'''

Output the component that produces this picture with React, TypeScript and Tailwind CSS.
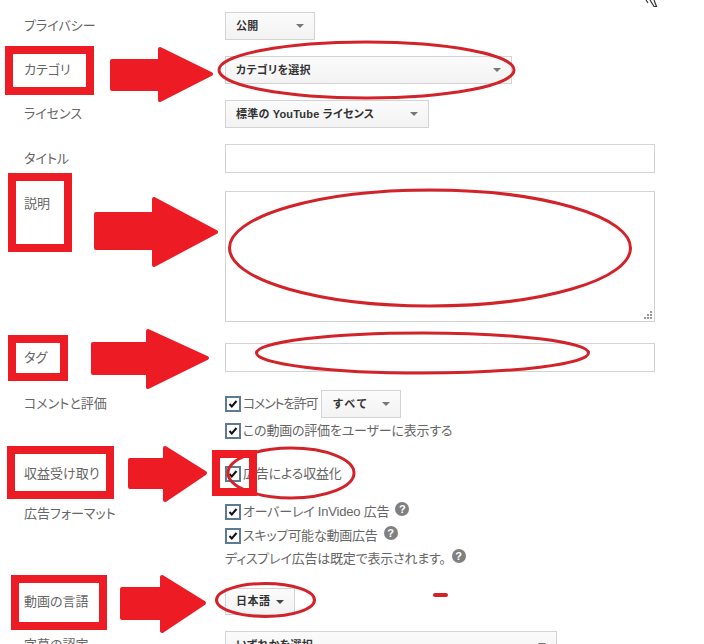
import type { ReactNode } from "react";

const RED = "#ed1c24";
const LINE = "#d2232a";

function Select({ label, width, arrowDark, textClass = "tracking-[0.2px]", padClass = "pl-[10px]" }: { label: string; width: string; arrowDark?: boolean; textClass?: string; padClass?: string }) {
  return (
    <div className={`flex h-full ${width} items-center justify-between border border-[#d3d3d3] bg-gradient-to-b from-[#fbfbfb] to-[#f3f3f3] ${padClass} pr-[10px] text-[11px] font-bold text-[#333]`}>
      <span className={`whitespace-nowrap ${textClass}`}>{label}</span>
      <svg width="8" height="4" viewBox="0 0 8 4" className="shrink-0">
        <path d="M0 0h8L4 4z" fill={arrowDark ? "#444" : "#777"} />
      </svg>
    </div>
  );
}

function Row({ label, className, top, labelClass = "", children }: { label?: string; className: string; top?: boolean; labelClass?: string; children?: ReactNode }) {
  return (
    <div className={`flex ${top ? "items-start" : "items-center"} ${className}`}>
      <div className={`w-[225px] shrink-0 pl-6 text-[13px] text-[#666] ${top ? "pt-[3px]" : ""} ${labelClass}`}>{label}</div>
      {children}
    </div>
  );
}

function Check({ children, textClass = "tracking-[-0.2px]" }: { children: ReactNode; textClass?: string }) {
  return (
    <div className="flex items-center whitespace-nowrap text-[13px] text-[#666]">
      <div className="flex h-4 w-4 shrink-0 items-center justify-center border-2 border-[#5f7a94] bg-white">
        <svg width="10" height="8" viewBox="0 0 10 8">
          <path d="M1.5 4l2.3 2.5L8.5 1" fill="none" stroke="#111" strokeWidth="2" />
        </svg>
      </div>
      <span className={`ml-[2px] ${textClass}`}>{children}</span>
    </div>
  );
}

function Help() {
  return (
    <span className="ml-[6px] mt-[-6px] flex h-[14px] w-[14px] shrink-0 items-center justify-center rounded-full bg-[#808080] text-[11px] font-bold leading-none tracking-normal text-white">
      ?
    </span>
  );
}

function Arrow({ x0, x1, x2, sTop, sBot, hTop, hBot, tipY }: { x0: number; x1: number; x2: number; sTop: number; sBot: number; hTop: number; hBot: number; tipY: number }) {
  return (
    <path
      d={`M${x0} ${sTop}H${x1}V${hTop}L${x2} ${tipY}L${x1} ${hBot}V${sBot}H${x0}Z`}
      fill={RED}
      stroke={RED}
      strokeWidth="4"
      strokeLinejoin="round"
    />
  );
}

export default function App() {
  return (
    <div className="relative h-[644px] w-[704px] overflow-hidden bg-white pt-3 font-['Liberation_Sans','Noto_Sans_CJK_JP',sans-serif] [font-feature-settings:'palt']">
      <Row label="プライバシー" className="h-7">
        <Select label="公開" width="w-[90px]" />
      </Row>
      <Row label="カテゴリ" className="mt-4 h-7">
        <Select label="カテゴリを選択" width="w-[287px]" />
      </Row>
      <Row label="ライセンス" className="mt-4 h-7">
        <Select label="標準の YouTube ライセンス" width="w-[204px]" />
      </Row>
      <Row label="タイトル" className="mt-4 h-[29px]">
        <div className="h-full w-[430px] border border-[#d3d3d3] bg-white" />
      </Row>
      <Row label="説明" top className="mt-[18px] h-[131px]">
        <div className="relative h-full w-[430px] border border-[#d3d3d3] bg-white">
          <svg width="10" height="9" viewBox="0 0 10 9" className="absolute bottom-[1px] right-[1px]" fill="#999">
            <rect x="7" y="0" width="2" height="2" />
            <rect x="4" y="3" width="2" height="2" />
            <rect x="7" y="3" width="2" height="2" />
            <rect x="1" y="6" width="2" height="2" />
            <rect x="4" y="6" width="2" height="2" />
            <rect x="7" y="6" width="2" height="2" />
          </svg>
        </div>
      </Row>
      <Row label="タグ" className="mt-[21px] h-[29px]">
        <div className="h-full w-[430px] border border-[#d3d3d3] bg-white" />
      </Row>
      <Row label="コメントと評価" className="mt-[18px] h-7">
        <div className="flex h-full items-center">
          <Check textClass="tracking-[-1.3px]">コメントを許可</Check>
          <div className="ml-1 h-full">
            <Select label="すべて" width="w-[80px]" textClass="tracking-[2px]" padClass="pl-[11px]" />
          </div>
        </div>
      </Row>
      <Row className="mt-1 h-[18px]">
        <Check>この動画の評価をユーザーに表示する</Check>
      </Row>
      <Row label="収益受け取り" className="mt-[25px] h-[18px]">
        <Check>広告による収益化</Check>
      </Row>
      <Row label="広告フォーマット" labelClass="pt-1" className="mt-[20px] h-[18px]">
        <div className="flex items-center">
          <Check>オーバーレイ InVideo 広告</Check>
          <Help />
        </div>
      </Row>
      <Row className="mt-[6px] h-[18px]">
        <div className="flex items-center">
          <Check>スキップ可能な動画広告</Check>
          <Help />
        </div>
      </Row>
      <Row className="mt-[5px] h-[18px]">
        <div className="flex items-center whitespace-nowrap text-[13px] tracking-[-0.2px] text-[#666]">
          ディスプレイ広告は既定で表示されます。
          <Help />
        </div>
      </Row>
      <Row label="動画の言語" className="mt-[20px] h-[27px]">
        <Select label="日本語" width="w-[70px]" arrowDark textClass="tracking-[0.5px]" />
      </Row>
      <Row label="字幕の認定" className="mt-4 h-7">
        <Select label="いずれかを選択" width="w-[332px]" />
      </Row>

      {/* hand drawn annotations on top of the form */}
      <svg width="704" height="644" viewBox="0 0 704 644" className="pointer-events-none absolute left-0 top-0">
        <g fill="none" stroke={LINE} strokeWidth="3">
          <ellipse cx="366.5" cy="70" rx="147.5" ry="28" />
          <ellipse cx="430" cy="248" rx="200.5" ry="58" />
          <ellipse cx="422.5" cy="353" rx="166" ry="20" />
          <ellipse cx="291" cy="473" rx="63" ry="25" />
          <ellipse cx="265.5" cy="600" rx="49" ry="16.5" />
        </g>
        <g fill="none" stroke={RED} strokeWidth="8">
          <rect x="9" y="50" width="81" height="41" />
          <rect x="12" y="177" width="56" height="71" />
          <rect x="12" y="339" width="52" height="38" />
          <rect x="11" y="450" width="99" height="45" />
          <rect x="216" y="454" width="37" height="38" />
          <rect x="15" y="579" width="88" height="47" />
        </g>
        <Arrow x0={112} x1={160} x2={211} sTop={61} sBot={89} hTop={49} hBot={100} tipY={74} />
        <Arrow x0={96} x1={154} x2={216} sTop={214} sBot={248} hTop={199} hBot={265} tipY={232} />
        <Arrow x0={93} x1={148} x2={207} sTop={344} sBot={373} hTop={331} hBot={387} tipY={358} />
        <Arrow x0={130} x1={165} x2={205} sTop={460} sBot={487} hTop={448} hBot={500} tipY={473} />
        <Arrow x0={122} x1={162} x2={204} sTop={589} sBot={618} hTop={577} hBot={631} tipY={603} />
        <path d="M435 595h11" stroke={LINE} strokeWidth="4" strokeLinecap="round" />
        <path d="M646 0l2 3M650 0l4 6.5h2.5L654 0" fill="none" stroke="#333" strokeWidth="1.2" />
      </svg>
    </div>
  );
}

'''

▶ _JOB_
All of the material above should be reproduced exactly, except the pictures.

▶ _FINAL RESULT_
Output the component that produces this picture with React, TypeScript and Tailwind CSS.
import type { ReactNode } from "react";

const RED = "#ed1c24";
const LINE = "#d2232a";

function Select({ label, width, arrowDark, textClass = "tracking-[0.2px]", padClass = "pl-[10px]" }: { label: string; width: string; arrowDark?: boolean; textClass?: string; padClass?: string }) {
  return (
    <div className={`flex h-full ${width} items-center justify-between border border-[#d3d3d3] bg-gradient-to-b from-[#fbfbfb] to-[#f3f3f3] ${padClass} pr-[10px] text-[11px] font-bold text-[#333]`}>
      <span className={`whitespace-nowrap ${textClass}`}>{label}</span>
      <svg width="8" height="4" viewBox="0 0 8 4" className="shrink-0">
        <path d="M0 0h8L4 4z" fill={arrowDark ? "#444" : "#777"} />
      </svg>
    </div>
  );
}

function Row({ label, className, top, labelClass = "", children }: { label?: string; className: string; top?: boolean; labelClass?: string; children?: ReactNode }) {
  return (
    <div className={`flex ${top ? "items-start" : "items-center"} ${className}`}>
      <div className={`w-[225px] shrink-0 pl-6 text-[13px] text-[#666] ${top ? "pt-[3px]" : ""} ${labelClass}`}>{label}</div>
      {children}
    </div>
  );
}

function Check({ children, textClass = "tracking-[-0.2px]" }: { children: ReactNode; textClass?: string }) {
  return (
    <div className="flex items-center whitespace-nowrap text-[13px] text-[#666]">
      <div className="flex h-4 w-4 shrink-0 items-center justify-center border-2 border-[#5f7a94] bg-white">
        <svg width="10" height="8" viewBox="0 0 10 8">
          <path d="M1.5 4l2.3 2.5L8.5 1" fill="none" stroke="#111" strokeWidth="2" />
        </svg>
      </div>
      <span className={`ml-[2px] ${textClass}`}>{children}</span>
    </div>
  );
}

function Help() {
  return (
    <span className="ml-[6px] mt-[-6px] flex h-[14px] w-[14px] shrink-0 items-center justify-center rounded-full bg-[#808080] text-[11px] font-bold leading-none tracking-normal text-white">
      ?
    </span>
  );
}

function Arrow({ x0, x1, x2, sTop, sBot, hTop, hBot, tipY }: { x0: number; x1: number; x2: number; sTop: number; sBot: number; hTop: number; hBot: number; tipY: number }) {
  return (
    <path
      d={`M${x0} ${sTop}H${x1}V${hTop}L${x2} ${tipY}L${x1} ${hBot}V${sBot}H${x0}Z`}
      fill={RED}
      stroke={RED}
      strokeWidth="4"
      strokeLinejoin="round"
    />
  );
}

export default function App() {
  return (
    <div className="relative h-[644px] w-[704px] overflow-hidden bg-white pt-3 font-['Liberation_Sans','Noto_Sans_CJK_JP',sans-serif] [font-feature-settings:'palt']">
      <Row label="プライバシー" className="h-7">
        <Select label="公開" width="w-[90px]" />
      </Row>
      <Row label="カテゴリ" className="mt-4 h-7">
        <Select label="カテゴリを選択" width="w-[287px]" />
      </Row>
      <Row label="ライセンス" className="mt-4 h-7">
        <Select label="標準の YouTube ライセンス" width="w-[204px]" />
      </Row>
      <Row label="タイトル" className="mt-4 h-[29px]">
        <div className="h-full w-[430px] border border-[#d3d3d3] bg-white" />
      </Row>
      <Row label="説明" top className="mt-[18px] h-[131px]">
        <div className="relative h-full w-[430px] border border-[#d3d3d3] bg-white">
          <svg width="10" height="9" viewBox="0 0 10 9" className="absolute bottom-[1px] right-[1px]" fill="#999">
            <rect x="7" y="0" width="2" height="2" />
            <rect x="4" y="3" width="2" height="2" />
            <rect x="7" y="3" width="2" height="2" />
            <rect x="1" y="6" width="2" height="2" />
            <rect x="4" y="6" width="2" height="2" />
            <rect x="7" y="6" width="2" height="2" />
          </svg>
        </div>
      </Row>
      <Row label="タグ" className="mt-[21px] h-[29px]">
        <div className="h-full w-[430px] border border-[#d3d3d3] bg-white" />
      </Row>
      <Row label="コメントと評価" className="mt-[18px] h-7">
        <div className="flex h-full items-center">
          <Check textClass="tracking-[-1.3px]">コメントを許可</Check>
          <div className="ml-1 h-full">
            <Select label="すべて" width="w-[80px]" textClass="tracking-[2px]" padClass="pl-[11px]" />
          </div>
        </div>
      </Row>
      <Row className="mt-1 h-[18px]">
        <Check>この動画の評価をユーザーに表示する</Check>
      </Row>
      <Row label="収益受け取り" className="mt-[25px] h-[18px]">
        <Check>広告による収益化</Check>
      </Row>
      <Row label="広告フォーマット" labelClass="pt-1" className="mt-[20px] h-[18px]">
        <div className="flex items-center">
          <Check>オーバーレイ InVideo 広告</Check>
          <Help />
        </div>
      </Row>
      <Row className="mt-[6px] h-[18px]">
        <div className="flex items-center">
          <Check>スキップ可能な動画広告</Check>
          <Help />
        </div>
      </Row>
      <Row className="mt-[5px] h-[18px]">
        <div className="flex items-center whitespace-nowrap text-[13px] tracking-[-0.2px] text-[#666]">
          ディスプレイ広告は既定で表示されます。
          <Help />
        </div>
      </Row>
      <Row label="動画の言語" className="mt-[20px] h-[27px]">
        <Select label="日本語" width="w-[70px]" arrowDark textClass="tracking-[0.5px]" />
      </Row>
      <Row label="字幕の認定" className="mt-4 h-7">
        <Select label="いずれかを選択" width="w-[332px]" />
      </Row>

      {/* hand drawn annotations on top of the form */}
      <svg width="704" height="644" viewBox="0 0 704 644" className="pointer-events-none absolute left-0 top-0">
        <g fill="none" stroke={LINE} strokeWidth="3">
          <ellipse cx="366.5" cy="70" rx="147.5" ry="28" />
          <ellipse cx="430" cy="248" rx="200.5" ry="58" />
          <ellipse cx="422.5" cy="353" rx="166" ry="20" />
          <ellipse cx="291" cy="473" rx="63" ry="25" />
          <ellipse cx="265.5" cy="600" rx="49" ry="16.5" />
        </g>
        <g fill="none" stroke={RED} strokeWidth="8">
          <rect x="9" y="50" width="81" height="41" />
          <rect x="12" y="177" width="56" height="71" />
          <rect x="12" y="339" width="52" height="38" />
          <rect x="11" y="450" width="99" height="45" />
          <rect x="216" y="454" width="37" height="38" />
          <rect x="15" y="579" width="88" height="47" />
        </g>
        <Arrow x0={112} x1={160} x2={211} sTop={61} sBot={89} hTop={49} hBot={100} tipY={74} />
        <Arrow x0={96} x1={154} x2={216} sTop={214} sBot={248} hTop={199} hBot={265} tipY={232} />
        <Arrow x0={93} x1={148} x2={207} sTop={344} sBot={373} hTop={331} hBot={387} tipY={358} />
        <Arrow x0={130} x1={165} x2={205} sTop={460} sBot={487} hTop={448} hBot={500} tipY={473} />
        <Arrow x0={122} x1={162} x2={204} sTop={589} sBot={618} hTop={577} hBot={631} tipY={603} />
        <path d="M435 595h11" stroke={LINE} strokeWidth="4" strokeLinecap="round" />
        <path d="M646 0l2 3M650 0l4 6.5h2.5L654 0" fill="none" stroke="#333" strokeWidth="1.2" />
      </svg>
    </div>
  );
}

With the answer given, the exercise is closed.